#### What you will do:
Without the pictures, repeat the listing character for character.

#### Source excerpt:
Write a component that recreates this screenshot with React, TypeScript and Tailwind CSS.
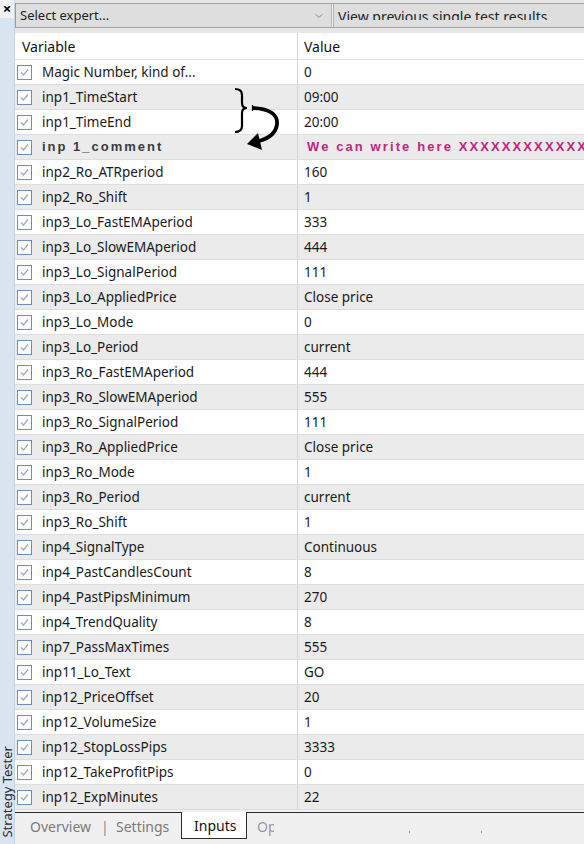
import { ChevronDown } from 'lucide-react';

type Row = { name: string; value: string; special?: boolean };

const ROWS: Row[] = [
  { name: 'Magic Number, kind of...', value: '0' },
  { name: 'inp1_TimeStart', value: '09:00' },
  { name: 'inp1_TimeEnd', value: '20:00' },
  { name: 'inp 1_comment', value: 'We can write here XXXXXXXXXXXX', special: true },
  { name: 'inp2_Ro_ATRperiod', value: '160' },
  { name: 'inp2_Ro_Shift', value: '1' },
  { name: 'inp3_Lo_FastEMAperiod', value: '333' },
  { name: 'inp3_Lo_SlowEMAperiod', value: '444' },
  { name: 'inp3_Lo_SignalPeriod', value: '111' },
  { name: 'inp3_Lo_AppliedPrice', value: 'Close price' },
  { name: 'inp3_Lo_Mode', value: '0' },
  { name: 'inp3_Lo_Period', value: 'current' },
  { name: 'inp3_Ro_FastEMAperiod', value: '444' },
  { name: 'inp3_Ro_SlowEMAperiod', value: '555' },
  { name: 'inp3_Ro_SignalPeriod', value: '111' },
  { name: 'inp3_Ro_AppliedPrice', value: 'Close price' },
  { name: 'inp3_Ro_Mode', value: '1' },
  { name: 'inp3_Ro_Period', value: 'current' },
  { name: 'inp3_Ro_Shift', value: '1' },
  { name: 'inp4_SignalType', value: 'Continuous' },
  { name: 'inp4_PastCandlesCount', value: '8' },
  { name: 'inp4_PastPipsMinimum', value: '270' },
  { name: 'inp4_TrendQuality', value: '8' },
  { name: 'inp7_PassMaxTimes', value: '555' },
  { name: 'inp11_Lo_Text', value: 'GO' },
  { name: 'inp12_PriceOffset', value: '20' },
  { name: 'inp12_VolumeSize', value: '1' },
  { name: 'inp12_StopLossPips', value: '3333' },
  { name: 'inp12_TakeProfitPips', value: '0' },
  { name: 'inp12_ExpMinutes', value: '22' },
];

function Check() {
  return (
    <div className="flex h-[15px] w-[15px] shrink-0 items-center justify-center border border-[#6f8fb8] bg-white">
      <svg width="11" height="11" viewBox="0 0 11 11">
        <path d="M2 5.5 L4.5 8 L9 2.5" fill="none" stroke="#a8a8a8" strokeWidth="1.3" />
      </svg>
    </div>
  );
}

function InputRow({ row, index }: { row: Row; index: number }) {
  const bg = index % 2 ? 'bg-[#ebebeb]' : 'bg-white';
  return (
    <div className={`flex h-[25px] border-b border-[#dedede] ${bg}`}>
      <div className="flex w-[283px] shrink-0 items-center gap-[10px] border-r border-[#d6d6d6] pl-[2px]">
        <Check />
        {row.special ? (
          <span className="font-['Liberation_Sans'] text-[13px] font-bold tracking-[2px] text-[#3a3a3a]">{row.name}</span>
        ) : (
          <span className="whitespace-nowrap text-[13.5px] text-[#1a1a1a]">{row.name}</span>
        )}
      </div>
      <div className="flex flex-1 items-center overflow-hidden whitespace-nowrap pl-[6px]">
        {row.special ? (
          <span className="pl-[3px] font-['Liberation_Sans'] text-[13px] font-bold tracking-[2.1px] text-[#c0267f]">{row.value}</span>
        ) : (
          <span className="text-[13.5px] text-[#1a1a1a]">{row.value}</span>
        )}
      </div>
    </div>
  );
}

export default function App() {
  return (
    <div className="relative flex h-[844px] w-[584px] overflow-hidden bg-white font-['Noto_Sans',sans-serif]">
      {/* side strip */}
      <aside className="flex w-[15px] shrink-0 flex-col justify-between border-r border-[#c5d2e2] bg-[#d9e4f1]">
        <div className="flex h-[18px] items-start justify-center bg-[#f2f2f2] text-[15px] font-bold leading-[17px] text-black">×</div>
        <div className="mb-[6px] flex justify-center">
          <span className="rotate-180 whitespace-nowrap text-[13px] leading-[14px] text-[#2a2a2a] [writing-mode:vertical-rl]">
            Strategy Tester
          </span>
        </div>
      </aside>

      <main className="flex flex-1 flex-col">
        {/* top selectors */}
        <div className="h-[33px] bg-[#e6e6e6] pt-[3px]">
          <div className="flex h-[25px] border-y border-[#a3a3a3] bg-[#dedede]">
            <div className="flex w-[316px] items-center justify-between border-l border-[#9a9a9a] pl-[4px] pr-[6px]">
              <span className="text-[13px] text-[#222]">Select expert...</span>
              <ChevronDown size={12} strokeWidth={1.3} color="#555" />
            </div>
            <div className="w-[3px] border-x border-[#b5b5b5] bg-[#f0f0f0]" />
            <div className="h-[16px] flex-1 overflow-hidden pl-[4px]">
              <span className="block pt-[5px] text-[14px] leading-[16px] text-[#222]">View previous single test results</span>
            </div>
          </div>
        </div>

        {/* header */}
        <div className="flex h-[27px] border-b border-[#e4e4e4] bg-white">
          <div className="flex w-[283px] shrink-0 items-center border-r border-[#d6d6d6] pl-[7px] text-[14px] text-[#111]">Variable</div>
          <div className="flex flex-1 items-center pl-[6px] text-[14px] text-[#111]">Value</div>
        </div>

        {/* rows */}
        <div className="flex flex-col">
          {ROWS.map((row, i) => (
            <InputRow key={row.name} row={row} index={i} />
          ))}
        </div>

        {/* tabs */}
        <div className="flex-1 bg-[#f0f0f0] pt-[2px]">
          <div className="flex h-[27px]">
            <div className="flex w-[166px] items-center border-t border-[#2b2b2b] pl-[15px] text-[14px] text-[#7a7a7a]">
              <span className="w-[71px]">Overview</span>
              <span className="w-[15px] text-[#8a8a8a]">|</span>
              <span>Settings</span>
            </div>
            <div className="flex w-[66px] items-center border-x border-b border-[#2b2b2b] bg-white pl-[12px] text-[14px] text-[#111]">
              Inputs
            </div>
            <div className="relative flex flex-1 items-center border-t border-[#2b2b2b] pl-[10px] text-[14px] text-[#9a9a9a]">
              <span className="w-[17px] overflow-hidden whitespace-nowrap">Op</span>
              <span className="absolute left-[162px] top-[18px] h-[2px] w-[1px] bg-[#9a9a9a]" />
              <span className="absolute left-[234px] top-[18px] h-[2px] w-[1px] bg-[#9a9a9a]" />
            </div>
          </div>
        </div>
      </main>

      {/* hand-drawn brace and arrow annotation */}
      <svg className="absolute left-[228px] top-[82px]" width="60" height="72" viewBox="0 0 60 72">
        <path
          d="M7 7 C12 7 14 9 14 13 L14 21 C14 24 16 26 19 26 C16 26 14 28 14 31 L14 44 C14 48 12 50 7 50"
          fill="none"
          stroke="#000"
          strokeWidth="2.2"
        />
        <path d="M24 26 C40 26 50 32 49 42 C48 51 42 56 31 59" fill="none" stroke="#000" strokeWidth="3.8" />
        <line x1="24.5" y1="23" x2="24.5" y2="29" stroke="#000" strokeWidth="1.2" />
        <polygon points="19,62 30,51 34,68" fill="#000" />
      </svg>
    </div>
  );
}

#### Full answer:
Write a component that recreates this screenshot with React, TypeScript and Tailwind CSS.
import { ChevronDown } from 'lucide-react';

type Row = { name: string; value: string; special?: boolean };

const ROWS: Row[] = [
  { name: 'Magic Number, kind of...', value: '0' },
  { name: 'inp1_TimeStart', value: '09:00' },
  { name: 'inp1_TimeEnd', value: '20:00' },
  { name: 'inp 1_comment', value: 'We can write here XXXXXXXXXXXX', special: true },
  { name: 'inp2_Ro_ATRperiod', value: '160' },
  { name: 'inp2_Ro_Shift', value: '1' },
  { name: 'inp3_Lo_FastEMAperiod', value: '333' },
  { name: 'inp3_Lo_SlowEMAperiod', value: '444' },
  { name: 'inp3_Lo_SignalPeriod', value: '111' },
  { name: 'inp3_Lo_AppliedPrice', value: 'Close price' },
  { name: 'inp3_Lo_Mode', value: '0' },
  { name: 'inp3_Lo_Period', value: 'current' },
  { name: 'inp3_Ro_FastEMAperiod', value: '444' },
  { name: 'inp3_Ro_SlowEMAperiod', value: '555' },
  { name: 'inp3_Ro_SignalPeriod', value: '111' },
  { name: 'inp3_Ro_AppliedPrice', value: 'Close price' },
  { name: 'inp3_Ro_Mode', value: '1' },
  { name: 'inp3_Ro_Period', value: 'current' },
  { name: 'inp3_Ro_Shift', value: '1' },
  { name: 'inp4_SignalType', value: 'Continuous' },
  { name: 'inp4_PastCandlesCount', value: '8' },
  { name: 'inp4_PastPipsMinimum', value: '270' },
  { name: 'inp4_TrendQuality', value: '8' },
  { name: 'inp7_PassMaxTimes', value: '555' },
  { name: 'inp11_Lo_Text', value: 'GO' },
  { name: 'inp12_PriceOffset', value: '20' },
  { name: 'inp12_VolumeSize', value: '1' },
  { name: 'inp12_StopLossPips', value: '3333' },
  { name: 'inp12_TakeProfitPips', value: '0' },
  { name: 'inp12_ExpMinutes', value: '22' },
];

function Check() {
  return (
    <div className="flex h-[15px] w-[15px] shrink-0 items-center justify-center border border-[#6f8fb8] bg-white">
      <svg width="11" height="11" viewBox="0 0 11 11">
        <path d="M2 5.5 L4.5 8 L9 2.5" fill="none" stroke="#a8a8a8" strokeWidth="1.3" />
      </svg>
    </div>
  );
}

function InputRow({ row, index }: { row: Row; index: number }) {
  const bg = index % 2 ? 'bg-[#ebebeb]' : 'bg-white';
  return (
    <div className={`flex h-[25px] border-b border-[#dedede] ${bg}`}>
      <div className="flex w-[283px] shrink-0 items-center gap-[10px] border-r border-[#d6d6d6] pl-[2px]">
        <Check />
        {row.special ? (
          <span className="font-['Liberation_Sans'] text-[13px] font-bold tracking-[2px] text-[#3a3a3a]">{row.name}</span>
        ) : (
          <span className="whitespace-nowrap text-[13.5px] text-[#1a1a1a]">{row.name}</span>
        )}
      </div>
      <div className="flex flex-1 items-center overflow-hidden whitespace-nowrap pl-[6px]">
        {row.special ? (
          <span className="pl-[3px] font-['Liberation_Sans'] text-[13px] font-bold tracking-[2.1px] text-[#c0267f]">{row.value}</span>
        ) : (
          <span className="text-[13.5px] text-[#1a1a1a]">{row.value}</span>
        )}
      </div>
    </div>
  );
}

export default function App() {
  return (
    <div className="relative flex h-[844px] w-[584px] overflow-hidden bg-white font-['Noto_Sans',sans-serif]">
      {/* side strip */}
      <aside className="flex w-[15px] shrink-0 flex-col justify-between border-r border-[#c5d2e2] bg-[#d9e4f1]">
        <div className="flex h-[18px] items-start justify-center bg-[#f2f2f2] text-[15px] font-bold leading-[17px] text-black">×</div>
        <div className="mb-[6px] flex justify-center">
          <span className="rotate-180 whitespace-nowrap text-[13px] leading-[14px] text-[#2a2a2a] [writing-mode:vertical-rl]">
            Strategy Tester
          </span>
        </div>
      </aside>

      <main className="flex flex-1 flex-col">
        {/* top selectors */}
        <div className="h-[33px] bg-[#e6e6e6] pt-[3px]">
          <div className="flex h-[25px] border-y border-[#a3a3a3] bg-[#dedede]">
            <div className="flex w-[316px] items-center justify-between border-l border-[#9a9a9a] pl-[4px] pr-[6px]">
              <span className="text-[13px] text-[#222]">Select expert...</span>
              <ChevronDown size={12} strokeWidth={1.3} color="#555" />
            </div>
            <div className="w-[3px] border-x border-[#b5b5b5] bg-[#f0f0f0]" />
            <div className="h-[16px] flex-1 overflow-hidden pl-[4px]">
              <span className="block pt-[5px] text-[14px] leading-[16px] text-[#222]">View previous single test results</span>
            </div>
          </div>
        </div>

        {/* header */}
        <div className="flex h-[27px] border-b border-[#e4e4e4] bg-white">
          <div className="flex w-[283px] shrink-0 items-center border-r border-[#d6d6d6] pl-[7px] text-[14px] text-[#111]">Variable</div>
          <div className="flex flex-1 items-center pl-[6px] text-[14px] text-[#111]">Value</div>
        </div>

        {/* rows */}
        <div className="flex flex-col">
          {ROWS.map((row, i) => (
            <InputRow key={row.name} row={row} index={i} />
          ))}
        </div>

        {/* tabs */}
        <div className="flex-1 bg-[#f0f0f0] pt-[2px]">
          <div className="flex h-[27px]">
            <div className="flex w-[166px] items-center border-t border-[#2b2b2b] pl-[15px] text-[14px] text-[#7a7a7a]">
              <span className="w-[71px]">Overview</span>
              <span className="w-[15px] text-[#8a8a8a]">|</span>
              <span>Settings</span>
            </div>
            <div className="flex w-[66px] items-center border-x border-b border-[#2b2b2b] bg-white pl-[12px] text-[14px] text-[#111]">
              Inputs
            </div>
            <div className="relative flex flex-1 items-center border-t border-[#2b2b2b] pl-[10px] text-[14px] text-[#9a9a9a]">
              <span className="w-[17px] overflow-hidden whitespace-nowrap">Op</span>
              <span className="absolute left-[162px] top-[18px] h-[2px] w-[1px] bg-[#9a9a9a]" />
              <span className="absolute left-[234px] top-[18px] h-[2px] w-[1px] bg-[#9a9a9a]" />
            </div>
          </div>
        </div>
      </main>

      {/* hand-drawn brace and arrow annotation */}
      <svg className="absolute left-[228px] top-[82px]" width="60" height="72" viewBox="0 0 60 72">
        <path
          d="M7 7 C12 7 14 9 14 13 L14 21 C14 24 16 26 19 26 C16 26 14 28 14 31 L14 44 C14 48 12 50 7 50"
          fill="none"
          stroke="#000"
          strokeWidth="2.2"
        />
        <path d="M24 26 C40 26 50 32 49 42 C48 51 42 56 31 59" fill="none" stroke="#000" strokeWidth="3.8" />
        <line x1="24.5" y1="23" x2="24.5" y2="29" stroke="#000" strokeWidth="1.2" />
        <polygon points="19,62 30,51 34,68" fill="#000" />
      </svg>
    </div>
  );
}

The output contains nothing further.